Consumer culture: Is it possible to opt out?

Image by Eduardo Davad from Pixabay

Bear with me, because you may think I’m posting this on the wrong blog.

Friday night, I went to an Asian grocery store to buy boba pearls. Outside stood a group of three young people, chatting in what I presume was Chinese over a grocery cart full of white plastic bags. It was a beautiful night, and I glanced over at them as I walked in. My eye caught on the gorgeous dress one of them was wearing. Red, with white and black trim, fitted without being slinky, worn over black leggings. I thought, “I want to shop where she bought that dress.”

And I had this moment of crystal clarity: I hate American fashion. Every outfit I’ve admired in the past 4-5 years has been from Asia or Africa.

For months, I’ve been searching for a handful of clothing items to serve a particular purpose. I’ve bought nothing, because I can’t find anything I like. Not in the consignment stores where I start and not in the big box stores.

I have a handful of things sitting in my Amazon cart, but you know what? They all ship from China. Which brings me back to the post I wrote a couple weeks ago: how we ignore unpleasant realities about the way our food and goods are produced, because acknowledging those realities would mean admitting that many, maybe even most, of the things we enjoy are made cheap on the backs of people in poor working conditions with extremely low wages.

A friend of mine found this train of thought troubling. If this is true, how do we live faithful life? What if we can’t even survive without participating in some way in a system that harms others?
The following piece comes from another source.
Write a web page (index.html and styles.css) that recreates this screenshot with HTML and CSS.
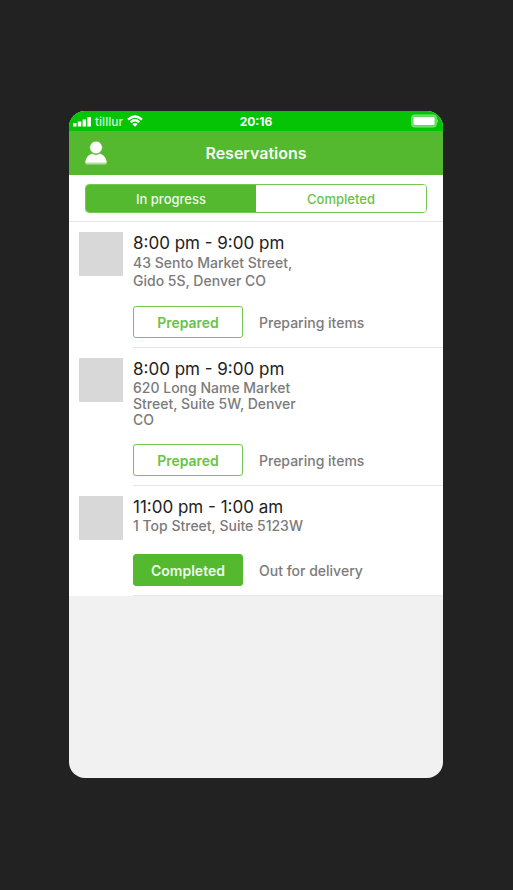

What if the system is so pervasive, we can’t escape it?

To which I add: if we could opt out, wouldn’t we actually increase the misery of the poor, because whatever income they do make is more than they’d make if we stopped buying?

The world is full of good things, and I want to enjoy them: chocolate, a good book, and my backyard patio set all give glory to God, the maker of the raw materials and the giver of the human creativity used to shape raw materials into wonderful things.
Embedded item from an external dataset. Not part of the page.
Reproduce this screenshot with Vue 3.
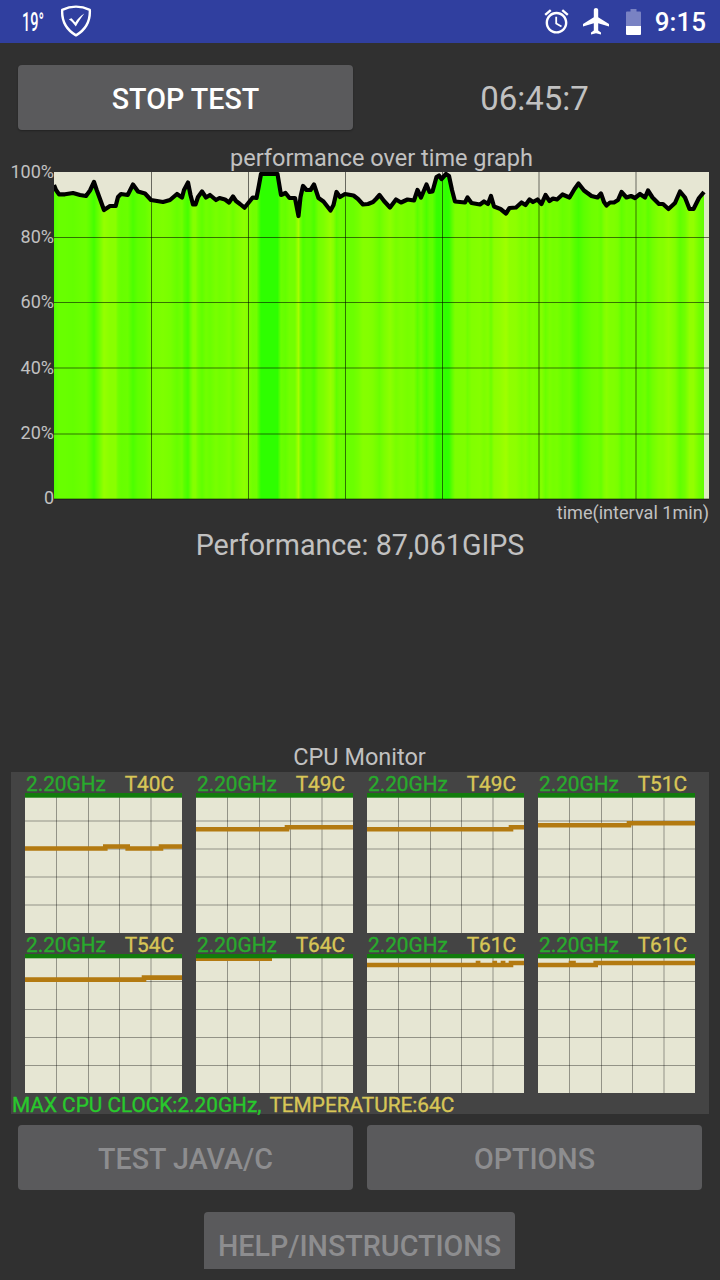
<template>
  <div class="screen">
    <header class="status-bar">
      <span class="outside-temp">19°</span>
      <svg class="shield" width="32" height="32" viewBox="0 0 32 32">
        <path d="M16 1.6C11.5 1.6 6 3 2.2 4.8C1.6 15 4.5 23.5 16 30.4C27.5 23.5 30.4 15 29.8 4.8C26 3 20.5 1.6 16 1.6Z" fill="none" stroke="#fff" stroke-width="2.4" stroke-linejoin="round" />
        <path d="M8.8 14.2L11.6 13.2L15.3 17.6C17.4 14 20.2 11 24.3 8.4C21 12.8 18.3 16.8 15.8 21.6C13.8 18.6 11.6 16 8.8 14.2Z" fill="#fff" />
      </svg>
      <div class="status-right">
        <svg class="alarm" width="29" height="29" viewBox="0 0 24 24" fill="#fff">
          <path d="M22 5.72l-4.6-3.86-1.29 1.53 4.6 3.86L22 5.72zM7.88 3.39L6.6 1.86 2 5.71l1.29 1.53 4.59-3.85zM12.5 8H11v6l4.75 2.85.75-1.23-4-2.37V8zM12 4c-4.97 0-9 4.03-9 9s4.02 9 9 9c4.97 0 9-4.03 9-9s-4.03-9-9-9zm0 16c-3.87 0-7-3.13-7-7s3.13-7 7-7 7 3.13 7 7-3.13 7-7 7z" />
        </svg>
        <svg class="plane" width="26" height="27" viewBox="0 0 26 27" fill="#fff">
          <path d="M26 18.6V15.9L15.2 9.3V2.1C15.2 0.9 14.2 0 13 0S10.8 0.9 10.8 2.1V9.3L0 15.9V18.6L10.8 15.3V22.4L8 24.4V26.6L13 25.2L18 26.6V24.4L15.2 22.4V15.3Z" />
        </svg>
        <svg class="battery" width="15" height="26" viewBox="0 0 15 26">
          <path d="M4.5 0H10.5V2.5H14Q15 2.5 15 3.5V17H0V3.5Q0 2.5 1 2.5H4.5Z" fill="#7982c3" />
          <path d="M0 17H15V25Q15 26 14 26H1Q0 26 0 25Z" fill="#fff" />
        </svg>
        <span class="clock">9:15</span>
      </div>
    </header>

    <section class="controls">
      <button class="btn">STOP TEST</button>
      <span class="timer">06:45:7</span>
    </section>

    <h2 class="graph-title"><span>performance over time graph</span></h2>
    <svg class="graph" width="720" height="340" viewBox="0 162 720 340">
      <defs>
        <linearGradient id="load" gradientUnits="userSpaceOnUse" x1="54" y1="0" x2="704" y2="0">
          <stop v-for="s in stops" :key="s.offset" :offset="s.offset" :stop-color="s.color" />
        </linearGradient>
        <clipPath id="plot"><rect x="54" y="172" width="655" height="328" /></clipPath>
      </defs>
      <rect x="54" y="172" width="655" height="327" fill="#e6e6d3" />
      <polygon :points="area" fill="url(#load)" />
      <rect x="704" y="195" width="5" height="304" fill="#deebc3" />
      <g stroke="#000" stroke-opacity="0.55">
        <line v-for="x in gridX" :key="x" :x1="x" y1="172" :x2="x" y2="499" />
        <line v-for="y in gridY" :key="y" x1="54" :y1="y" x2="709" :y2="y" />
      </g>
      <polyline :points="line" fill="none" stroke="#000" stroke-width="4.2" stroke-linejoin="round" clip-path="url(#plot)" />
      <text v-for="l in labels" :key="l.text" x="54" :y="l.y" class="axis">{{ l.text }}</text>
    </svg>
    <p class="interval">time(interval 1min)</p>
    <p class="performance"><span>Performance: 87,061GIPS</span></p>

    <h2 class="monitor-title"><span>CPU Monitor</span></h2>
    <section class="monitor">
      <div class="cores">
        <div v-for="(core, i) in cores" :key="i" class="core">
          <div class="core-head">
            <span class="freq">2.20GHz</span>
            <span class="temp">T{{ core.temp }}C</span>
          </div>
          <svg width="157" :height="i < 4 ? 140 : 139">
            <rect width="157" height="140" fill="#e6e6d3" />
            <g stroke="#000" stroke-opacity="0.36">
              <line v-for="x in [31.5, 63.5, 94.5, 126]" :key="x" :x1="x" y1="0" :x2="x" y2="140" />
              <line v-for="n in 4" :key="n" x1="0" :y1="n * 28 - (i < 4 ? 0 : 0.5)" x2="157" :y2="n * 28 - (i < 4 ? 0 : 0.5)" />
            </g>
            <path :d="core.path" fill="none" stroke="#b37a11" stroke-width="4.6" />
            <rect width="157" :height="i < 4 ? 4.7 : 4.3" fill="#127b0c" />
          </svg>
        </div>
      </div>
      <p class="summary"><span class="max-clock">MAX CPU CLOCK:2.20GHz,</span><span class="max-temp">TEMPERATURE:64C</span></p>
    </section>

    <section class="actions">
      <button class="btn" disabled>TEST JAVA/C</button>
      <button class="btn" disabled>OPTIONS</button>
    </section>
    <button class="btn help" disabled>HELP/INSTRUCTIONS</button>
  </div>
</template>

<script setup>
const samples = [
  [54, 185], [56, 190], [59, 194.3], [65, 194.3], [73, 193], [80, 195], [86, 196], [90, 190.5], [94, 182], [96.7, 190],
  [100, 199], [104, 210], [110, 206], [115.7, 206], [118, 197], [121, 194], [127.7, 195], [133, 184.5], [138, 191.5], [145, 193.5],
  [151, 200], [163, 202], [170, 200], [177, 194], [182, 197.5], [184, 190], [188, 182.5], [190.5, 195], [193, 204.5], [195.5, 204.5],
  [198, 197], [202, 191.5], [206, 197.5], [210, 195], [216, 200], [219.5, 198], [225, 199.5], [229, 202.5], [233, 196.5], [236, 201],
  [240, 204], [244.5, 207.7], [252.7, 197.5], [256.5, 198], [259, 185], [261, 174], [277.5, 174], [281, 195], [285.5, 193], [289.5, 198],
  [295, 198], [298.5, 216], [300.5, 197], [303, 186], [306.5, 190], [310.5, 190], [314, 184.5], [318.5, 198], [323.5, 201.5], [330.5, 210.5],
  [333.5, 205], [336.5, 192], [340, 197], [345, 194], [353.5, 195.5], [358, 199], [363, 204.5], [368, 204], [373, 202], [376, 199],
  [379.5, 195], [384, 201], [390, 207.5], [396, 199.5], [401, 202.5], [407.5, 199.5], [414, 200.5], [417.5, 190], [421, 197.5], [426.5, 184.5],
  [429.5, 192], [432.5, 191.5], [436.5, 177], [439, 175.5], [441.5, 179], [446, 174], [449, 176], [452, 190], [455, 201.5], [465, 202.5],
  [467.5, 197.5], [471.5, 203], [480, 204.5], [484, 201.5], [488, 204], [491, 196], [494, 206.5], [500.5, 209], [506, 213.5], [509.5, 208],
  [516, 207.5], [521.5, 202.5], [525.5, 205], [529.5, 199.5], [533, 202], [537.5, 199.5], [541.5, 204], [545.5, 195], [549.5, 201], [553, 198.5],
  [557, 199.5], [562.5, 194.5], [569.5, 197.5], [574.5, 189], [578.5, 183.5], [584, 190.5], [591.5, 196], [597.5, 197.5], [601, 193.5], [604, 202],
  [606.5, 205.5], [610, 202.5], [614, 202.5], [618, 200], [621.5, 192], [626.5, 197.5], [631, 196], [635, 198], [640, 194], [645, 197.5],
  [648, 190.5], [652.5, 197.5], [659, 204], [663, 204], [668.5, 209], [675, 203], [680, 191.5], [685, 197.5], [689.5, 209], [693.5, 209],
  [699, 198], [704, 192]
]

const line = samples.map(p => p.join(',')).join(' ')
const area = `54,499 ${line} 704,499`

// lower performance shifts the fill from green towards yellow
const stops = samples.map(([x, y]) => ({
  offset: (x - 54) / 650,
  color: `rgb(${Math.round(46 + (y - 174) * 2.85)}, 255, 0)`
}))

const gridX = [151.5, 248.5, 345.5, 442.5, 539, 636]
const gridY = [237.5, 302.5, 368, 434, 499]
const labels = [
  { text: '100%', y: 178 },
  { text: '80%', y: 243 },
  { text: '60%', y: 308 },
  { text: '40%', y: 373.5 },
  { text: '20%', y: 439 },
  { text: '0', y: 504 }
]

const cores = [
  { temp: 40, path: 'M0 55.5H80.3V53.5H102.7V55.5H136V53.5H157' },
  { temp: 49, path: 'M0 36.3H91V34.3H157' },
  { temp: 49, path: 'M0 36.3H144V34.3H157' },
  { temp: 51, path: 'M0 32.3H91V30.3H157' },
  { temp: 54, path: 'M0 25.6H119V23.6H157' },
  { temp: 64, path: 'M0 4.7H76' },
  { temp: 61, path: 'M0 11H111V9H111.1V11H127.7V9H127.8V11H136V9H136.1V11H144V9H157' },
  { temp: 61, path: 'M0 11H33V9H35.5V11H57.7V9H157' }
]
</script>

<style>
body {
  background: #303030;
}
</style>

<style scoped>
.screen {
  width: 720px;
  height: 1280px;
  overflow: hidden;
  display: flex;
  flex-direction: column;
  background: #303030;
  color: #c1c1c1;
  font-family: Roboto, "Liberation Sans", sans-serif;
}
.status-bar {
  flex: none;
  display: flex;
  align-items: center;
  height: 43px;
  padding: 0 14px 0 22px;
  background: #303f9f;
  color: #fff;
}
.outside-temp {
  width: 38px;
  font-size: 25px;
  font-weight: 500;
  line-height: 43px;
  padding-top: 1px;
  transform: scaleX(0.58);
  transform-origin: left;
}
.shield {
  margin-top: -1px;
}
.status-right {
  display: flex;
  align-items: center;
  margin-left: auto;
}
.plane {
  margin: 0 17px 0 12px;
}
.clock {
  margin-left: 14px;
  padding-top: 2px;
  font-size: 26px;
  font-weight: 500;
  line-height: 41px;
}
.controls {
  flex: none;
  display: flex;
  height: 65px;
  padding: 22px 0 0 18px;
}
.btn {
  flex: none;
  width: 335px;
  height: 65px;
  padding: 3px 0 0;
  border: 0;
  border-radius: 4px;
  background: #5a5a5c;
  box-shadow: 0 1px 2px rgba(0, 0, 0, 0.3);
  color: #fff;
  font: 500 28.7px/62px Roboto, sans-serif;
  text-align: center;
  white-space: nowrap;
}
.btn:disabled {
  color: #8d8d8f;
  box-shadow: none;
}
.timer {
  width: 363px;
  font-size: 33px;
  line-height: 68px;
  text-align: center;
}
h2, p {
  flex: none;
  margin: 0;
  font-weight: 400;
}
.graph-title {
  height: 32px;
  padding: 0 0 0 43px;
  font-size: 23.5px;
  line-height: 56px;
  text-align: center;
}
.graph {
  flex: none;
  display: block;
  overflow: visible;
}
.axis {
  fill: #c1c1c1;
  font-size: 18px;
  text-anchor: end;
}
.interval {
  height: 22px;
  padding-right: 11px;
  font-size: 18.1px;
  line-height: 22px;
  text-align: right;
}
.performance {
  height: 220px;
  font-size: 28.7px;
  line-height: 42px;
  text-align: center;
}
.monitor-title {
  height: 28px;
  padding-right: 1px;
  font-size: 23.5px;
  line-height: 27px;
  text-align: center;
}
.monitor {
  flex: none;
  width: 698px;
  height: 342px;
  margin-left: 11px;
  background: #444;
}
.cores {
  display: grid;
  grid-template-columns: repeat(4, 157px);
  column-gap: 14px;
  padding-left: 14px;
}
.core svg {
  display: block;
}
.core-head {
  display: flex;
  justify-content: space-between;
  height: 21px;
  padding: 0 8px 0 1px;
  font-size: 20.8px;
  line-height: 24px;
  -webkit-text-stroke: 0.35px;
}
.freq {
  color: #28ab2c;
}
.temp {
  color: #d8c657;
}
.summary {
  display: flex;
  gap: 8px;
  height: 21px;
  padding-left: 1px;
  font-size: 20.8px;
  line-height: 24px;
  -webkit-text-stroke: 0.35px;
}
.max-clock {
  color: #28c92c;
}
.max-temp {
  color: #d8c657;
}
.actions {
  flex: none;
  display: flex;
  gap: 14px;
  padding: 11px 18px 22px;
}
.help {
  width: 311px;
  height: 57px;
  margin-left: 204px;
  border-radius: 4px 4px 0 0;
}
</style>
But it’s hard not to wonder if I should be diverting every penny I spend on these things to people fighting for little more than survival.

Into this mix dropped the weekend readings:

How long, O LORD? I cry for help
but you do not listen!
I cry out to you, “Violence!”
but you do not intervene
.

And God’s reply:

The vision still has its time,
presses on to fulfillment, and will not disappoint;
if it delays, wait for it,
it will surely come, it will not be late.

Habakkuk’s pain is so familiar. The world is such a mess. We just want God to fix it already.

But how can we yell at God for not acting to alleviate the injustices at work in the world? We’re the ones who enact the injustices, not God. The only way they get un-enacted is “if today you hear God’s voice, harden not your hearts.” In other words, learn to recognize injustice and then DO something about it.

But the obstacles to doing something seem insurmountable. I’m a big believer in pebbles and ripples. I throw my pebble in the pond, you throw yours, and the guy down the street throws his, and eventually things change.

But it’s not satisfying. Waiting is hard. Waiting leaves us conscience-stung in that no-man’s land between the good things of the world and the knowledge of who’s actually paying the price for them.

And maybe, in the end, that’s the only takeaway: that while we are in the world, we have to accept that we are never going to have the answers—we’ll always be wrestling with what is versus what could or should be. We’ll always be looking for that balance between enjoying the world God gave us and recognizing the ways in which we are called to act. Even if it requires sacrifices we don’t want to make.